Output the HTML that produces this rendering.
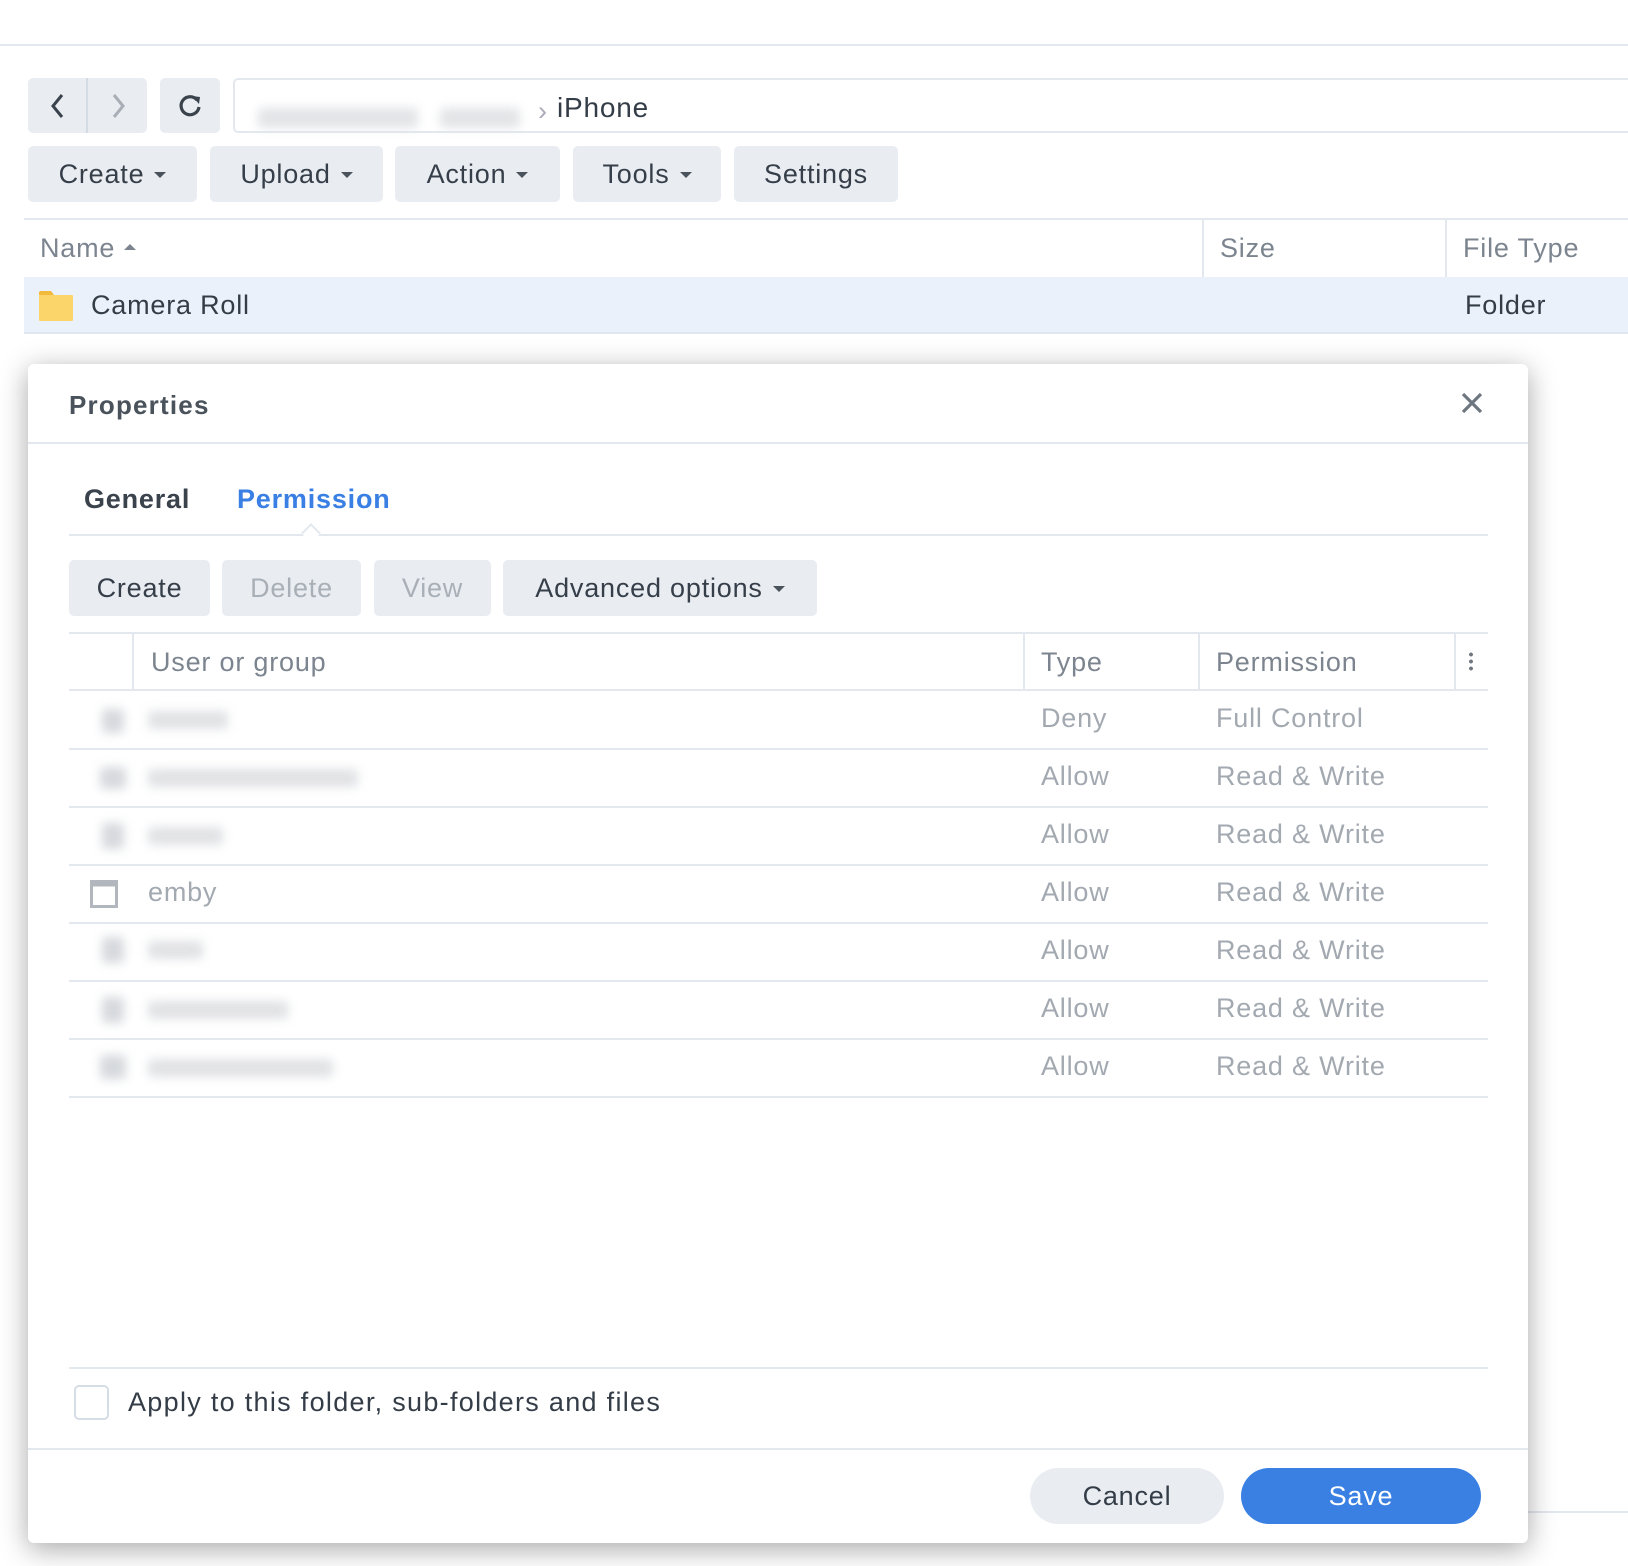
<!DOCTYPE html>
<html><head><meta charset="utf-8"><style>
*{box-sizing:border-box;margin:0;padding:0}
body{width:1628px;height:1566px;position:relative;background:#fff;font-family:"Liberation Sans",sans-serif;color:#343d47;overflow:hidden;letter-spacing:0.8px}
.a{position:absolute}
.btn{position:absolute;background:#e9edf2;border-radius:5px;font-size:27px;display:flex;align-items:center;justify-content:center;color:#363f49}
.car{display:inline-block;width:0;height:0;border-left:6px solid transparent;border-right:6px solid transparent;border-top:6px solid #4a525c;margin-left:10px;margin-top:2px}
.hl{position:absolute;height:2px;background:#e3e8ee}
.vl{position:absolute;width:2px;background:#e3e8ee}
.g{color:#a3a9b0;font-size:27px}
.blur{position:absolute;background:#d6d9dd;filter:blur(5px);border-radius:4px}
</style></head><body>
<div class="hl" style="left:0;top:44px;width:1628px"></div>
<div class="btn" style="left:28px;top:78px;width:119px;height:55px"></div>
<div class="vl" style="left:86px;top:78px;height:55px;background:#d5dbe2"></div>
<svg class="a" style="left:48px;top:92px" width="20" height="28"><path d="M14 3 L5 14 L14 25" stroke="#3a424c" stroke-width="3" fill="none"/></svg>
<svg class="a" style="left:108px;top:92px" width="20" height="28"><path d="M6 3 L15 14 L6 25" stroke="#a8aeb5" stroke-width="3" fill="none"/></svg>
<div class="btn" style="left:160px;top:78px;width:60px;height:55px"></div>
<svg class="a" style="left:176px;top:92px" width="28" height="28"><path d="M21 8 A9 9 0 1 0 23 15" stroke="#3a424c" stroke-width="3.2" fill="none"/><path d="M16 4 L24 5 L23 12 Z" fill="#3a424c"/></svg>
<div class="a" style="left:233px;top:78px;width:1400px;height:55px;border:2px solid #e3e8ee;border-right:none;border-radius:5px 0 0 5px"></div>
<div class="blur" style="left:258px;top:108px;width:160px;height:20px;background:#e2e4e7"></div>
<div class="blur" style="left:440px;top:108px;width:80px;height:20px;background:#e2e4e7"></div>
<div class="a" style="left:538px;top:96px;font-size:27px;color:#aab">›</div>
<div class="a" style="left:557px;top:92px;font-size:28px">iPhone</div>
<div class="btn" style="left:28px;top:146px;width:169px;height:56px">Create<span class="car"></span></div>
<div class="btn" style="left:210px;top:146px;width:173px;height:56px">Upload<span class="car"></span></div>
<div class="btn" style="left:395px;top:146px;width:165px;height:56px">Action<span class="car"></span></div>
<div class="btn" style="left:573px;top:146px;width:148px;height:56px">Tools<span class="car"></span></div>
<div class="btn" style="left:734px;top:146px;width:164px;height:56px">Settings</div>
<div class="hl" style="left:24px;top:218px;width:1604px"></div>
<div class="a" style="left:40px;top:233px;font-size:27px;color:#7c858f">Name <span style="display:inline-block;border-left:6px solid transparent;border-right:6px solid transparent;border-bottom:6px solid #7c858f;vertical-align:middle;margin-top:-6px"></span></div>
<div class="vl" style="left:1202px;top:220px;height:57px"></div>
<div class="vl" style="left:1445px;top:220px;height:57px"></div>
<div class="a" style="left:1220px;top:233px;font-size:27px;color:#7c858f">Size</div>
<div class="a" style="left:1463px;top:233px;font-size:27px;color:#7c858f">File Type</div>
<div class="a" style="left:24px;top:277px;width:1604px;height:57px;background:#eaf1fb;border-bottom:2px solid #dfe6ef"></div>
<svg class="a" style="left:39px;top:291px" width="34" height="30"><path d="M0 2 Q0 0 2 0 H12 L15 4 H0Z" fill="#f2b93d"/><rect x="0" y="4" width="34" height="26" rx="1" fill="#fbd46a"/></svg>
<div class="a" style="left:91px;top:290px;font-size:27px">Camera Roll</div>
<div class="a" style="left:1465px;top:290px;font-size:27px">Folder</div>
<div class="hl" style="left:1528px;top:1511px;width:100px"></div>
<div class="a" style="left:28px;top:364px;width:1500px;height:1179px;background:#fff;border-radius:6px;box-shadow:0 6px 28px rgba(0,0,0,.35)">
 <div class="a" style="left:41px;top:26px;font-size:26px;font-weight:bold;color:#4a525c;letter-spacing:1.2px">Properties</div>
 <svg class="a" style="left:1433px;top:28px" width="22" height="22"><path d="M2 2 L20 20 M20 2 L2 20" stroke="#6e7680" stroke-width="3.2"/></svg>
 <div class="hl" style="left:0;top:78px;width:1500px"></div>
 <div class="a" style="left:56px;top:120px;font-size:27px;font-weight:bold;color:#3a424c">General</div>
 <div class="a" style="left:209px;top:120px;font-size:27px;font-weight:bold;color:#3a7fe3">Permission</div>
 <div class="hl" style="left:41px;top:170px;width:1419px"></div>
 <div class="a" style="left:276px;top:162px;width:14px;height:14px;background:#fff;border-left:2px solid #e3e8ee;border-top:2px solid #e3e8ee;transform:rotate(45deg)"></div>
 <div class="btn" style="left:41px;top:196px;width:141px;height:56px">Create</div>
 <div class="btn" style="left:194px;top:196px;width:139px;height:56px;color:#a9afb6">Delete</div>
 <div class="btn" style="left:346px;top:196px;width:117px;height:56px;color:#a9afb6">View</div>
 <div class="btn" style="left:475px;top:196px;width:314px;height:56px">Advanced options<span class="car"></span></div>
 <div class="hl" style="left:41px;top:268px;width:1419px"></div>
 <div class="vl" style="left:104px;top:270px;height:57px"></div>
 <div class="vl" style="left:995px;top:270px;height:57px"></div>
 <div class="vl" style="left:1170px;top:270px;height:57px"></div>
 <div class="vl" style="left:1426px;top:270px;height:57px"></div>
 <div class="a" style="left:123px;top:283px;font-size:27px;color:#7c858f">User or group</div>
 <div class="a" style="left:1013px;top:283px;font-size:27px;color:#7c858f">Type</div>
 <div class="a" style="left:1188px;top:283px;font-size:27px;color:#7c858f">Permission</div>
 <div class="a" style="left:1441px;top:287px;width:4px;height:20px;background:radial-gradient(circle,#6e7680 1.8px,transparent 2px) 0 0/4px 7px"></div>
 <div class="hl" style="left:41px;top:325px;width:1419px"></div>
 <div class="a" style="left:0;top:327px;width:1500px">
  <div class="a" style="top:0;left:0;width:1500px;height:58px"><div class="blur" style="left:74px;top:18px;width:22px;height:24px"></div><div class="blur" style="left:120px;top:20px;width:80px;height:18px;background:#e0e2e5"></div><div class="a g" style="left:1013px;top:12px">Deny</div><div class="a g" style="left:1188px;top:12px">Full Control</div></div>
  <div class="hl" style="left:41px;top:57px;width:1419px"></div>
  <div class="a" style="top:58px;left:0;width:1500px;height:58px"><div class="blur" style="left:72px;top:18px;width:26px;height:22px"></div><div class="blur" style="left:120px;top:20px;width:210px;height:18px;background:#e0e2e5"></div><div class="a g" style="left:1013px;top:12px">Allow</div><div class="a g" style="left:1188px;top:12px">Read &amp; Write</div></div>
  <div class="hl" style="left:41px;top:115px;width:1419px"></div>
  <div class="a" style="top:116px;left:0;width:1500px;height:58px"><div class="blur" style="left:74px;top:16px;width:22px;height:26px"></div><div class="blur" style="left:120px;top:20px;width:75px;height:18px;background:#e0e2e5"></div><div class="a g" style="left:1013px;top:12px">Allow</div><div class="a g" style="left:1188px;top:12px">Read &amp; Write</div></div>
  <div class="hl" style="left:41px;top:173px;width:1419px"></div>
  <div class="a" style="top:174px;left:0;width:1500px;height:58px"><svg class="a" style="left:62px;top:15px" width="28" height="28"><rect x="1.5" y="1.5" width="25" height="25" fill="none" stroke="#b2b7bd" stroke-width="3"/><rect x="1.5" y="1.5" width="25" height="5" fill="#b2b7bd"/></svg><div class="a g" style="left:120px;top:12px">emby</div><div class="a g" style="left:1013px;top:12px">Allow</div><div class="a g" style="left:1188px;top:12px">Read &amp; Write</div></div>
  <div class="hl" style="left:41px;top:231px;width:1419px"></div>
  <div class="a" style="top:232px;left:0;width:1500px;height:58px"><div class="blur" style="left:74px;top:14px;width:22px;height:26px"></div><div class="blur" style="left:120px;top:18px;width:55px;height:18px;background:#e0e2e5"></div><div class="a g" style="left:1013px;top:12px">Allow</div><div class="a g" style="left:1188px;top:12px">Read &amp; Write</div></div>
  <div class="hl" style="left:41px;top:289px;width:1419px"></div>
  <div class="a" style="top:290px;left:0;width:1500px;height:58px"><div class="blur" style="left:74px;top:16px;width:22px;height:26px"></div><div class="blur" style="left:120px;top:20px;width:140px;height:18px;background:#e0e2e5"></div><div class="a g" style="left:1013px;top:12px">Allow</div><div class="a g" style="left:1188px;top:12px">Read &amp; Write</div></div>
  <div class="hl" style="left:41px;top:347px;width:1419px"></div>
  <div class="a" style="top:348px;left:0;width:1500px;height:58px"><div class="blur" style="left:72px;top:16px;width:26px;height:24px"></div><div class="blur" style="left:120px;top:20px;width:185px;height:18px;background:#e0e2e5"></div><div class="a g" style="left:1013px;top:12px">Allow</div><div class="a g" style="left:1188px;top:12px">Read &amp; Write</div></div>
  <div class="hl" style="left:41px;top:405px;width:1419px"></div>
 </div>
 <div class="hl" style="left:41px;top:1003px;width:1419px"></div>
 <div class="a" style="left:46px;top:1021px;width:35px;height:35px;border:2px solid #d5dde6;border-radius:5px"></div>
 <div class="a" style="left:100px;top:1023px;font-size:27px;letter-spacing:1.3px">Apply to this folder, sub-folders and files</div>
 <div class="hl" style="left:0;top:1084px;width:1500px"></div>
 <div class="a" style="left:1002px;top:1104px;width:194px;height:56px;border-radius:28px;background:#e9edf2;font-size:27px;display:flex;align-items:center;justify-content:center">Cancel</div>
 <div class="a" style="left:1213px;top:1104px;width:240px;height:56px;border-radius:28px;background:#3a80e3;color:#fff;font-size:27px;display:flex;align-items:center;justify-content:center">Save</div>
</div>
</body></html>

----------------

#### Short task:
Tally the lines of the listing that include "this". Reply with nothing but the count.

#### Finished exercise:
2